Rural landowners who are contemplating the sale of land often ask if there is a way they can benefit from any increase in the value of the land after they have sold it, particularly where it is reasonably expected that a planning permission to redevelop or change its use and increase its value will arise after its sale. The question most often arises when landowners are approached by developers who wish to acquire the land for residential or other development.
The simplest way for a landowner to benefit from a future increase in value is to enter into an ‘overage agreement’ with the developer when selling the land. An overage agreement will require the developer to make a further payment (known as “overage” or “clawback”) to the landowner, representing a share of the increase in value, after the occurrence of one or more agreed “trigger events” within an agreed “overage period”.

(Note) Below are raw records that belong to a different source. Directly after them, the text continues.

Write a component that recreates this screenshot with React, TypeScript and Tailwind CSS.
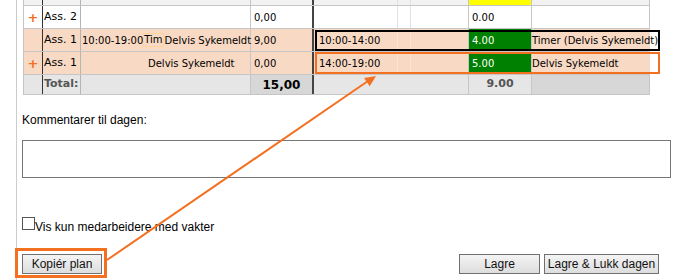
const ORANGE = "#f37021";

function Plus() {
  return <span className="text-[13px] font-bold leading-none text-[#f37021]">+</span>;
}

export default function App() {
  return (
    <div className="relative w-[673px] h-[280px] overflow-hidden bg-white">
      <div className="ml-[16px] h-full border-l border-[#cccccc] pl-[5px]">
        {/* Plan table */}
        <div className="ml-[1px] w-[627px] border-l border-[#c4c4c4] font-['DejaVu_Sans',sans-serif] text-[10px] text-black">
          {/* tail of the row above */}
          <div className="flex h-[6px] border-b border-[#c6c6c6] bg-[#f2f2f2]">
            <div className="w-[19px] shrink-0 border-r border-[#333]" />
            <div className="w-[38px] shrink-0 border-r border-[#b4b4b4]" />
            <div className="w-[170px] shrink-0 border-r border-[#c6c6c6]" />
            <div className="w-[63px] shrink-0 border-r-2 border-[#444]" />
            <div className="w-[84px] shrink-0 border-r border-[#e2e2e2]" />
            <div className="w-[13px] shrink-0 border-r border-[#e2e2e2]" />
            <div className="w-[58px] shrink-0 border-r border-[#c6c6c6]" />
            <div className="w-[63px] shrink-0 border-r border-[#c6c6c6] bg-[#ffff00]" />
            <div className="w-[118px] shrink-0 border-r border-[#c6c6c6]" />
          </div>

          {/* Ass. 2 */}
          <div className="flex h-[23px] border-b border-[#c6c6c6] bg-white">
            <div className="flex w-[19px] shrink-0 items-center justify-center border-r border-[#333]"><Plus /></div>
            <div className="flex w-[38px] shrink-0 items-center border-r border-[#b4b4b4] pl-[1px] text-[11px]">Ass. 2</div>
            <div className="w-[170px] shrink-0 border-r border-[#c6c6c6]" />
            <div className="flex w-[63px] shrink-0 items-center border-r-2 border-[#444] pl-[3px]">0,00</div>
            <div className="w-[84px] shrink-0 border-r border-[#e2e2e2]" />
            <div className="w-[13px] shrink-0 border-r border-[#e2e2e2]" />
            <div className="w-[58px] shrink-0 border-r border-[#c6c6c6]" />
            <div className="flex w-[63px] shrink-0 items-center border-r border-[#c6c6c6] pl-[3px]">0.00</div>
            <div className="w-[118px] shrink-0 border-r border-[#c6c6c6]" />
          </div>

          {/* Ass. 1, first */}
          <div className="flex h-[23px] border-b border-[#c6c6c6] bg-[#f8d9c4]">
            <div className="w-[19px] shrink-0 border-r border-[#333]" />
            <div className="flex w-[38px] shrink-0 items-center border-r border-[#b4b4b4] pl-[1px] text-[11px]">Ass. 1</div>
            <div className="flex w-[170px] shrink-0 items-center whitespace-nowrap border-r border-[#c6c6c6] pl-[1px]">
              <span>10:00-19:00</span>
              <span className="h-[14px] shrink-0 border border-[#fdd49c] leading-[12px]">Tim</span>
              <span className="ml-[1px]">Delvis Sykemeldt</span>
            </div>
            <div className="flex w-[63px] shrink-0 items-center border-r-2 border-[#444] pl-[3px]">9,00</div>
            <div className="flex w-[84px] shrink-0 items-center whitespace-nowrap border-r border-[#fbe4d4] pl-[5px]">10:00-14:00</div>
            <div className="w-[13px] shrink-0 border-r border-[#fbe4d4]" />
            <div className="w-[58px] shrink-0 border-r border-[#c6c6c6]" />
            <div className="flex w-[63px] shrink-0 items-center border-r border-[#c6c6c6] bg-[#008000] pl-[3px] text-white">4.00</div>
            <div className="flex w-[125px] shrink-0 items-center whitespace-nowrap">Timer (Delvis Sykemeldt)</div>
          </div>

          {/* Ass. 1, second */}
          <div className="flex h-[23px] border-b border-[#c6c6c6] bg-[#f8d9c4]">
            <div className="flex w-[19px] shrink-0 items-center justify-center border-r border-[#333]"><Plus /></div>
            <div className="flex w-[38px] shrink-0 items-center border-r border-[#b4b4b4] pl-[1px] text-[11px]">Ass. 1</div>
            <div className="flex w-[170px] shrink-0 items-center whitespace-nowrap border-r border-[#c6c6c6] pl-[67px]">Delvis Sykemeldt</div>
            <div className="flex w-[63px] shrink-0 items-center border-r-2 border-[#444] pl-[3px]">0,00</div>
            <div className="flex w-[84px] shrink-0 items-center whitespace-nowrap border-r border-[#fbe4d4] pl-[5px]">14:00-19:00</div>
            <div className="w-[13px] shrink-0 border-r border-[#fbe4d4]" />
            <div className="w-[58px] shrink-0 border-r border-[#c6c6c6]" />
            <div className="flex w-[63px] shrink-0 items-center border-r border-[#c6c6c6] bg-[#008000] pl-[3px] text-white">5.00</div>
            <div className="flex w-[125px] shrink-0 items-center whitespace-nowrap">Delvis Sykemeldt</div>
          </div>

          {/* Total */}
          <div className="flex h-[20px] border-b border-[#c6c6c6] bg-[#e6e6e6]">
            <div className="w-[19px] shrink-0 border-r border-[#333]" />
            <div className="flex w-[38px] shrink-0 items-center border-r border-[#b4b4b4] pl-[1px] text-[11px] font-bold text-[#555]">Total:</div>
            <div className="w-[170px] shrink-0 border-r border-[#c6c6c6]" />
            <div className="flex w-[63px] shrink-0 items-center justify-center border-r-2 border-[#444] bg-[#d7d7d7] text-[12px] font-bold">15,00</div>
            <div className="w-[84px] shrink-0" />
            <div className="w-[13px] shrink-0" />
            <div className="w-[58px] shrink-0 border-r border-[#c6c6c6]" />
            <div className="flex w-[63px] shrink-0 items-center justify-center border-r border-[#c6c6c6] text-[11px] font-bold text-[#555]">9.00</div>
            <div className="w-[118px] shrink-0 border-r border-[#c6c6c6] bg-[#d7d7d7]" />
          </div>
        </div>

        {/* Comments and actions */}
        <div className="font-['Liberation_Sans',Arial,sans-serif] text-[12px] text-black">
          <div className="mt-[18px] leading-[14px]">Kommentarer til dagen:</div>
          <div className="mt-[13px] h-[38px] w-[649px] border border-[#767676] bg-white" />

          <div className="mt-[39px] flex items-start">
            <span className="h-[13px] w-[13px] border border-[#555] bg-white" />
            <span className="mt-[3px] leading-[14px]">Vis kun medarbeidere med vakter</span>
          </div>

          <div className="mt-[20px] flex w-[649px] items-center pr-[12px]">
            <button className="h-[20px] w-[80px] border border-[#707070] bg-gradient-to-b from-[#f4f4f4] to-[#dddddd] leading-[18px] text-[#111]">Kopiér plan</button>
            <button className="ml-auto h-[20px] w-[81px] border border-[#707070] bg-gradient-to-b from-[#f4f4f4] to-[#dddddd] leading-[18px] text-[#111]">Lagre</button>
            <button className="ml-[4px] h-[20px] w-[115px] border border-[#707070] bg-gradient-to-b from-[#f4f4f4] to-[#dddddd] leading-[18px] text-[#111]">Lagre &amp; Lukk dagen</button>
          </div>
        </div>
      </div>

      {/* annotations */}
      <div className="pointer-events-none absolute left-[315px] top-[30px] h-[21px] w-[345px] border-2 border-black" />
      <div className="pointer-events-none absolute left-[315px] top-[52px] h-[22px] w-[345px] border-2 border-[#f37021]" />
      <div className="pointer-events-none absolute left-[15px] top-[248px] h-[30px] w-[92px] border-[3px] border-[#f37021]" />
      <svg className="pointer-events-none absolute left-0 top-0" width="673" height="280" viewBox="0 0 673 280">
        <line x1="107" y1="260" x2="368" y2="81" stroke={ORANGE} strokeWidth="2" />
        <polygon points="376,76 369.7,86.3 364.1,78.1" fill={ORANGE} />
      </svg>
    </div>
  );
}
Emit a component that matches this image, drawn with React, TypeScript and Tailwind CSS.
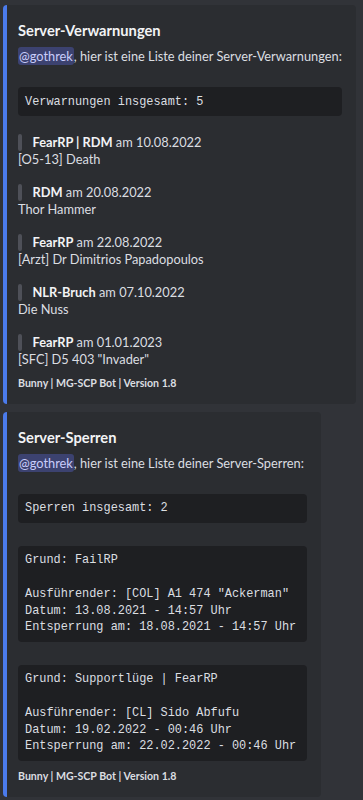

The most common trigger events are the grant of planning permission for development of the land (or the grant of a more valuable planning permission than existed when the land was sold), the implementation of planning permission or the future sale of the land with the benefit of planning permission. Trigger events do not though have to be linked to planning permission and are limited only by the parties’ imaginations. They could be as simple as the future sale of the land or more complicated, such as the construction of living space above a pre-agreed threshold. Overage agreements can also allow for the trigger multiple times.
The trigger events, overage period and amount or method of calculating the overage can be whatever the parties agree. There are usually commercial considerations to take into account, such as the type of land, the area in which it is located, how marketable it is and the relative bargaining strengths of the parties. Parties that are proposing to enter into overage obligations would be well advised to seek the advice and negotiating skills of an appropriately qualified land agent with regard to the commercial terms.
A solicitor’s role is to draft an overage agreement based on the terms agreed and to make sure the seller’s entitlement to receive overage is protected. There are various means of seeking to protect an entitlement to overage, some depending on whether a seller will be retaining land. The most common means is to register a restriction against the buyer’s title to the land at the Land Registry. This prevents the Land Registry from registering a sale or other disposition of the land by the buyer without compliance with the terms of the overage agreement.
Sellers of land should not regard receipt of overage as guaranteed. There is no certainty that a trigger event will arise. Buyers of land will inevitably wish to avoid paying overage and seek to find a way out of doing so. This is not helped by the fact that overage arrangements can be complex and seek to anticipate future events. It is important to obtain advice from an experienced solicitor as to the drafting of any overage agreement once commercial terms are agreed.
Finally, overage provisions are not appropriate in all situations. If the likelihood of land being developed is remote, the cost of negotiating complex payment provisions can be outweighed by the chances of an overage payment being made. Further, overage provisions may affect the purchase price that a buyer is willing to pay for land in the first place.